Hsuan Hua is a major figure in the survival and transmission of a relatively strict monastic version of Chinese Mahayana Buddhism. The Dharma Realm Buddhist Association, which he founded, sponsors the Buddhist Text Translation Society, which has taken the lead in translating Buddhist texts in English and other Western languages.

Hsuan Hua was born in Shandong Province, northeastern China, and became a monk at an early age. During the 1940s he spent time in monasteries in China, and in 1947 the venerable Abbot Hsu Yun passed the Wang Yin lineage to him.

In 1949, reacting to the Chinese Revolution, he moved to Hong Kong.

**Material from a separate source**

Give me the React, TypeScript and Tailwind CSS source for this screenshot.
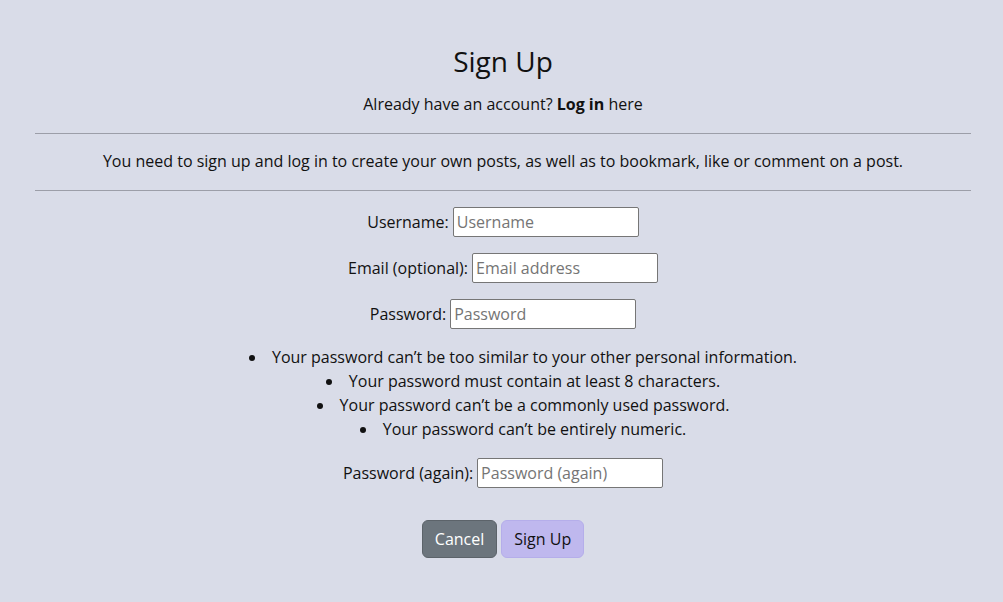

He lived alone in hills above Shatin and spent time assisting other refugee monks. He built two temples in the Hong Kong countryside. In 1959 he founded the Sino-American Buddhist Association, later renamed the Dharma Realm Buddhist Association. In 1960 he moved to Taiwan; in 1962 he moved to San Francisco, where he took charge of the San Francisco Buddhist Lecture Hall founded by some of his students. As Americans were attracted to his teaching, he began training them to assume the role of Buddhist monks. The first group was received as novices in 1973 in Taiwan.

In 1972 he founded the Gold Mountain Monastery in San Francisco. While the whole spectrum of Chinese Buddhist perspectives (in which the divisions between schools is not as rigid as in other cultures) were taught, Chan Buddhism was at the heart of his instructions. In 1976, he established the Wan Fo Cheng (City of Ten Thousand Buddhas) in Talmage, California, now the site of a monastery, a convent, and the Dharma Realm university.

Through the 1980s, Hsuan Hua traveled the world spreading the work of the Dharma Realm Buddhist Association. He also invited religious leaders to a series of interfaith conferences he held at the City of Ten Thousand Buddhas. He attracted a loyal following of well-educated Chinese and American individuals who were attracted to his strict approach to cultivation practice. He died in 1995.

Hsu Yun (pinyin: Xu Yun)

Buddhist monk associated with early modern renaissance in Chinese Buddhism Hsu Yun, who is known for his efforts to revive a declining Buddhism in China, was born in the middle to late Qing dynasty (1644-1911) and died after the dawn of the communist regime. He lived for 120 years, 101 of them as a monk. From Guangzhou, in southern China, he originally focused on stringent practice, including periods of silence and isolation with extremely limited food intake. His final years were spent living in the cowshed at the Zhen Ru Monastery.

In order to stem the decline of Buddhism in China, Hsu Yun traveled widely and gave Dharma talks in public. He also urged the rebuilding of important Buddhist sites, including the Nan Hua temple in Guangdong Province, home of Hui Neng, the sixth patriarch of Chan Buddhism, as well as the Yunmen Monastery.